Royal Park is one of the largest open space areas in inner Melbourne. The park includes the Melbourne Zoo, as well as a number of football and soccer ovals and one of the most highly used running tracks in Melbourne. The link plans to cut straight through the park which will hinder ten sporting clubs and other various park goers.

  • Public Transport Initiatives that have been Rejected

Rail links along the Eastern and Tullamarine freeways have been rejected in the past due to the expenses needed. These links would have eased airport traffic congestion, as well as serviced the hundreds of thousands of outer eastern suburb residents who are in dire need of contemporary public transport linkages to the city.

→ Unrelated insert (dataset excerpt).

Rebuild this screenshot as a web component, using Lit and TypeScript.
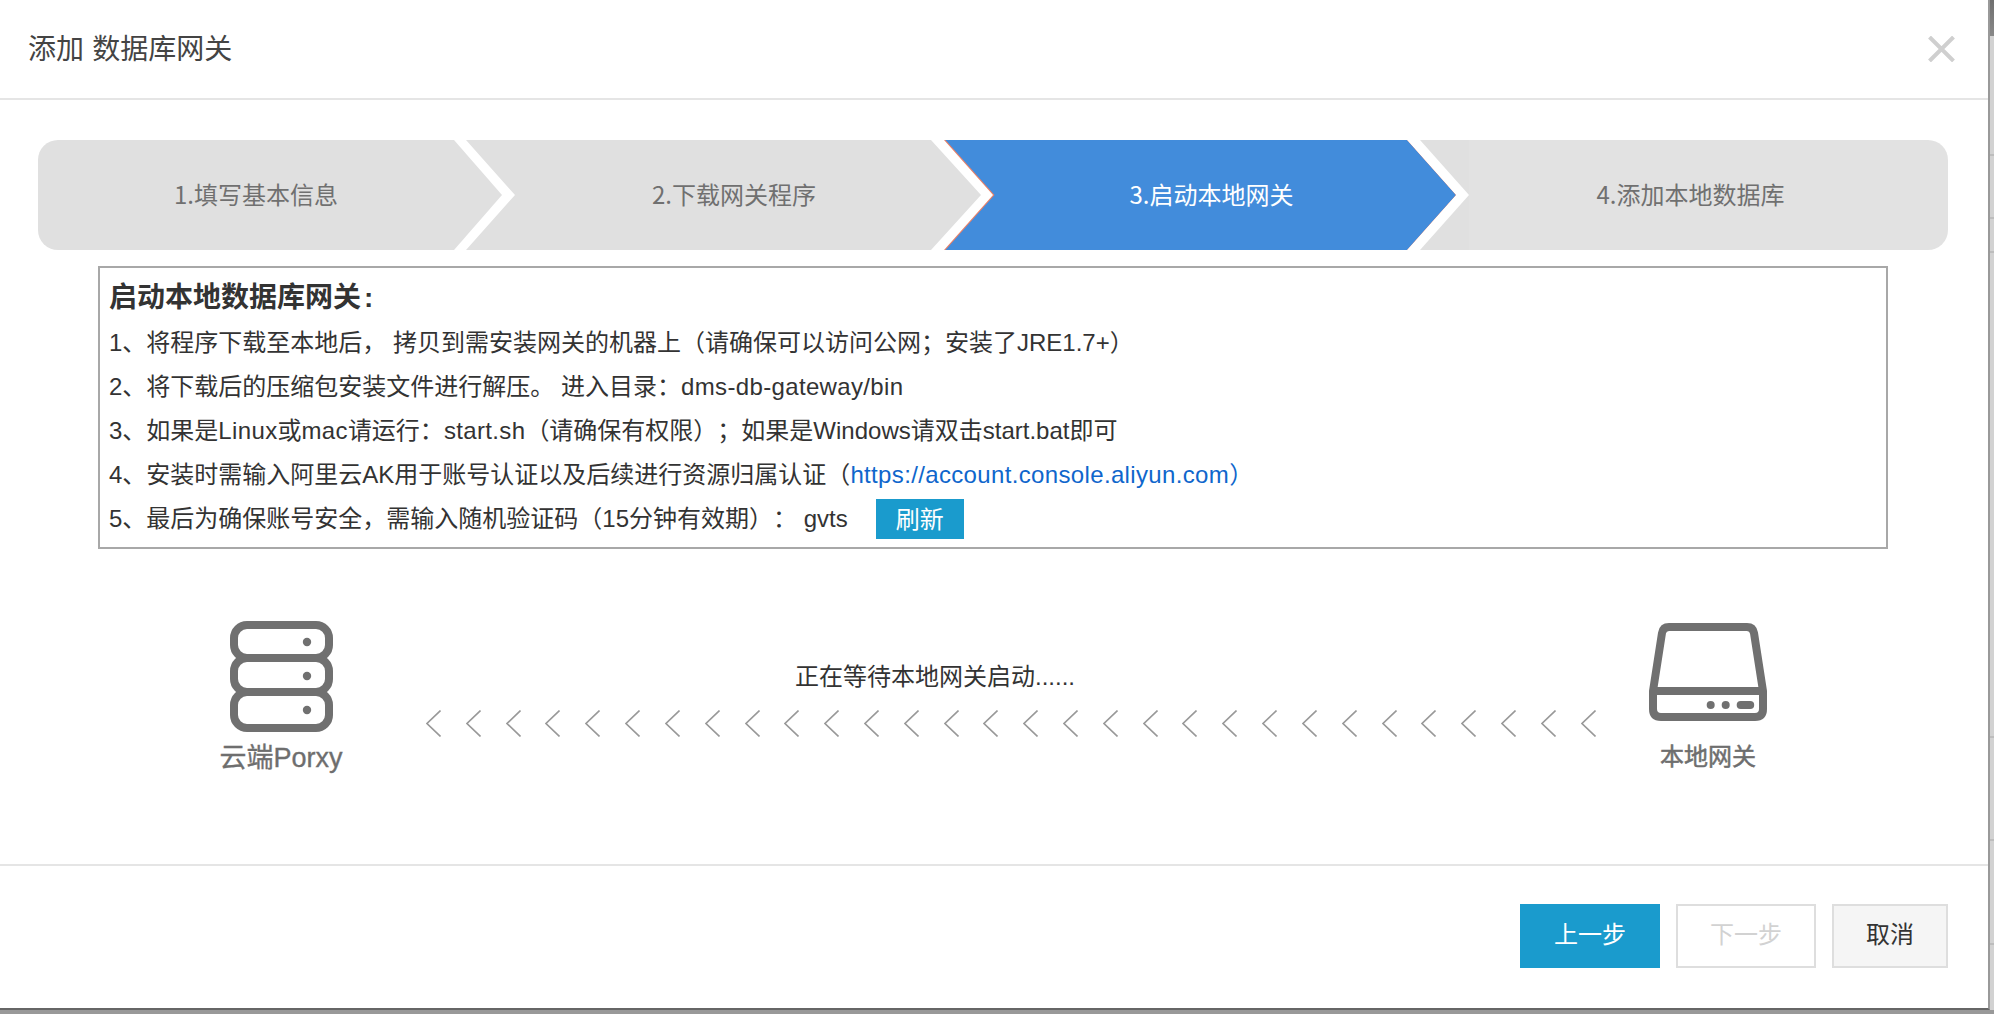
import { LitElement, html, css } from "lit";
import { customElement } from "lit/decorators.js";

@customElement("app-root")
export class AppRoot extends LitElement {
  static styles = css`
    :host { display: block; font-family: "Liberation Sans", "Noto Sans CJK SC", sans-serif; color: #333; text-spacing-trim: space-all; }
    * { box-sizing: border-box; }
    .page { height: 1014px; width: 1994px; background: #999; overflow: hidden; }
    .main { display: flex; height: 1010px; }
    .dialog { width: 1990px; height: 1010px; background: #fff; border-right: 2px solid #999; border-bottom: 2px solid #666; display: flex; flex-direction: column; }
    .strip { width: 4px; background: #d2d2d2; overflow: hidden; display: flex; flex-direction: column; }
    .strip .top { height: 36px; background: linear-gradient(#6f6f6f, #888); flex: none; }
    .strip .seg { border-bottom: 2px solid #bdbdbd; flex: none; }
    .s1 { height: 120px; } .s2 { height: 63px; } .s3 { height: 34px; } .s4 { height: 485px; } .s5 { height: 103px; } .s6 { height: 104px; }
    .strip .glyph { height: 0; display: block; overflow: visible; }

    header { height: 100px; flex: none; border-bottom: 2px solid #e5e5e5; display: flex; align-items: center; justify-content: space-between; padding: 0 33px 0 28px; }
    .title { font: 400 28px/36px "Noto Sans CJK SC", sans-serif; color: #444; word-spacing: 2px; padding-bottom: 4px; }
    .close { width: 27px; height: 26px; display: block; }

    .body { flex: 1; min-height: 0; }
    .steps { display: flex; margin: 40px 0 0 38px; height: 110px; }
    .step { position: relative; height: 110px; display: flex; align-items: center; justify-content: center; font: 400 24px/36px "Noto Sans CJK SC", sans-serif; color: #707070; background: #e0e0e0; padding: 0 28px 2px 49px; margin-left: -36px; }
    .step span { position: relative; }
    .s-first { width: 464px; margin-left: 0; padding-left: 0; border-radius: 20px 0 0 20px; clip-path: polygon(0 0, calc(100% - 48px) 0, 100% 50%, calc(100% - 48px) 100%, 0 100%); }
    .s-mid { width: 515px; clip-path: polygon(0 0, calc(100% - 50px) 0, 100% 50%, calc(100% - 50px) 100%, 0 100%, 49px 50%); }
    .s-active { width: 512px; margin-left: -37px; background: #e8816a; color: #fff; padding-left: 51px; clip-path: polygon(0 0, calc(100% - 49px) 0, 100% 50%, calc(100% - 49px) 100%, 0 100%, 49px 50%); }
    .s-active::before { content: ""; position: absolute; inset: 0; background: #428cdb; clip-path: polygon(1.5px 0, calc(100% - 49px) 0, 100% 50%, calc(100% - 49px) 100%, 1.5px 100%, 50.5px 50%); }
    .s-last { width: 528px; padding-right: 36px; border-radius: 0 20px 20px 0; background: linear-gradient(90deg, #e0e0e0 49px, #e2e2e2 49px); clip-path: polygon(0 0, 100% 0, 100% 100%, 0 100%, 49px 50%); }

    .box { margin: 16px 0 0 98px; width: 1790px; height: 283px; border: 2px solid #a8a8a8; padding: 6px 0 0 9px; }
    .box h3 { margin: 0; font-size: 28px; font-weight: bold; line-height: 47px; color: #333; }
    .box h3 i { font-style: normal; margin-left: 3px; }
    .row { height: 44px; display: flex; align-items: center; font-size: 24px; line-height: 44px; color: #333; white-space: pre; }
    .row a { color: #0f66cc; text-decoration: none; }
    .lat { letter-spacing: .35px; }
    .refresh { margin-left: 28px; width: 88px; height: 40px; background: #1a9bcd; color: #fff; border: 0; padding: 0 0 3px; font: 24px/36px "Noto Sans CJK SC", sans-serif; }

    .transfer { display: flex; padding-left: 221px; }
    .node { display: flex; flex-direction: column; align-items: center; flex: none; color: #6e6e6e; }
    .cloud { width: 120px; margin-top: 72px; gap: 8px; }
    .cloud svg { width: 103px; height: 111px; display: block; }
    .cloud .label { font-size: 27px; line-height: 36px; white-space: nowrap; -webkit-text-stroke: .35px #6e6e6e; }
    .local { width: 118px; margin: 74px 0 0 53px; gap: 16px; }
    .local svg { width: 118px; height: 98px; display: block; }
    .local .label { font: 400 24px/36px "Noto Sans CJK SC", sans-serif; white-space: nowrap; -webkit-text-stroke: .5px #6e6e6e; }
    .mid { width: 1170px; margin: 110px 0 0 85px; flex: none; }
    .status { padding-left: 369px; font-size: 24px; line-height: 36px; color: #333; white-space: nowrap; }
    .chevrons { display: flex; justify-content: space-between; margin-top: 15px; }
    .chevrons svg { width: 15px; height: 27px; display: block; }

    footer { height: 144px; flex: none; border-top: 2px solid #e5e5e5; display: flex; justify-content: flex-end; gap: 16px; padding: 38px 40px 0 0; }
    .btn { height: 64px; font: 24px/34px "Noto Sans CJK SC", sans-serif; padding: 0 0 6px; }
    .b-prev { width: 140px; background: #1a9bcd; color: #fff; border: 0; }
    .b-next { width: 140px; background: #fff; color: #d2d2d2; border: 2px solid #dedede; }
    .b-cancel { width: 116px; background: #f5f5f5; color: #333; border: 2px solid #dedede; }
  `;

  render() {
    const chevrons = Array.from({ length: 30 }, () => html`<svg viewBox="0 0 15 27"><path d="M14.5 .5 1 13.5 14.5 26.5" fill="none" stroke="#999" stroke-width="1.6"/></svg>`);
    return html`
      <div class="page">
        <div class="main">
          <div class="dialog">
            <header>
              <div class="title">添加 数据库网关</div>
              <svg class="close" viewBox="0 0 27 26"><path d="M1.5 1 25.5 25M25.5 1 1.5 25" stroke="#cfcfcf" stroke-width="4" fill="none"/></svg>
            </header>
            <div class="body">
              <div class="steps">
                <div class="step s-first"><span>1.填写基本信息</span></div>
                <div class="step s-mid"><span>2.下载网关程序</span></div>
                <div class="step s-active"><span>3.启动本地网关</span></div>
                <div class="step s-last"><span>4.添加本地数据库</span></div>
              </div>
              <div class="box">
                <h3>启动本地数据库网关<i>:</i></h3>
                <div class="row">1、将程序下载至本地后， 拷贝到需安装网关的机器上（请确保可以访问公网；安装了JRE1.7+）</div>
                <div class="row"><span>2、将下载后的压缩包安装文件进行解压。 进入目录：<span class="lat">dms-db-gateway/bin</span></span></div>
                <div class="row"><span>3、如果是<span class="lat">Linux</span>或<span class="lat">mac</span>请运行：<span class="lat">start.sh</span>（请确保有权限）；如果是Windows请双击start.bat即可</span></div>
                <div class="row"><span>4、安装时需输入阿里云AK用于账号认证以及后续进行资源归属认证（<a class="lat" href="#">https://account.console.aliyun.com）</a></span></div>
                <div class="row"><span>5、最后为确保账号安全，需输入随机验证码（15分钟有效期）： gvts</span><button class="refresh">刷新</button></div>
              </div>
              <div class="transfer">
                <div class="node cloud">
                  <svg viewBox="0 0 103 111" fill="none" stroke="#707070" stroke-width="8">
                    <rect x="4" y="4" width="95" height="33" rx="13"/>
                    <rect x="4" y="37" width="95" height="34" rx="13"/>
                    <rect x="4" y="71" width="95" height="36" rx="13"/>
                    <g fill="#707070" stroke="none"><circle cx="77" cy="21" r="4.2"/><circle cx="77" cy="55" r="4.2"/><circle cx="77" cy="89" r="4.2"/></g>
                  </svg>
                  <div class="label">云端Porxy</div>
                </div>
                <div class="mid">
                  <div class="status">正在等待本地网关启动......</div>
                  <div class="chevrons">${chevrons}</div>
                </div>
                <div class="node local">
                  <svg viewBox="0 0 118 98" fill="none" stroke="#707070" stroke-width="8">
                    <path d="M4 68 13 10Q14 4 20 4H98Q104 4 105 10L114 68V86Q114 94 106 94H12Q4 94 4 86ZM4 68H114" stroke-linejoin="round"/>
                    <g fill="#707070" stroke="none"><circle cx="61.7" cy="82" r="4"/><circle cx="76.7" cy="82" r="4"/><rect x="87.7" y="78" width="17.5" height="8" rx="4"/></g>
                  </svg>
                  <div class="label">本地网关</div>
                </div>
              </div>
            </div>
            <footer>
              <button class="btn b-prev">上一步</button>
              <button class="btn b-next">下一步</button>
              <button class="btn b-cancel">取消</button>
            </footer>
          </div>
          <div class="strip">
            <div class="top"></div>
            <div class="seg s1"></div>
            <svg class="glyph" width="4" height="30" viewBox="0 0 4 30"><path d="M5 4Q1 9 1 15T5 26" fill="none" stroke="#888" stroke-width="3"/></svg>
            <div class="seg s2"></div>
            <div class="seg s3"></div>
            <div class="seg s4"></div>
            <div class="seg s5"></div>
            <div class="seg s6"></div>
          </div>
        </div>
      </div>
    `;
  }
}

The development proposes to eradicate up to 5% of Public Open Space. Melbourne, Australia.

How can the public persuade the government to deter from multi-billion dollar road developments instead of public transport investment?

What methods have been employed in your city?

Credits: Data and images linked to sources.

Steven Petsinis

Steven Petsinis is an Urban Planning graduate from Melbourne, Australia. He has been involved in Urban Research and Development projects in Medellin, Colombia and Saigon, Vietnam and is currently pursuing his masters in Melbourne, Australia. His main interests lie in land use and social planning, sustainability, as well as studies involving globalization and it's effect on third world communities. He has recently spent one year travelling throughout North and South America, as well as Europe, where he has gathered material and inspiration for his upcoming blogs for The Grid.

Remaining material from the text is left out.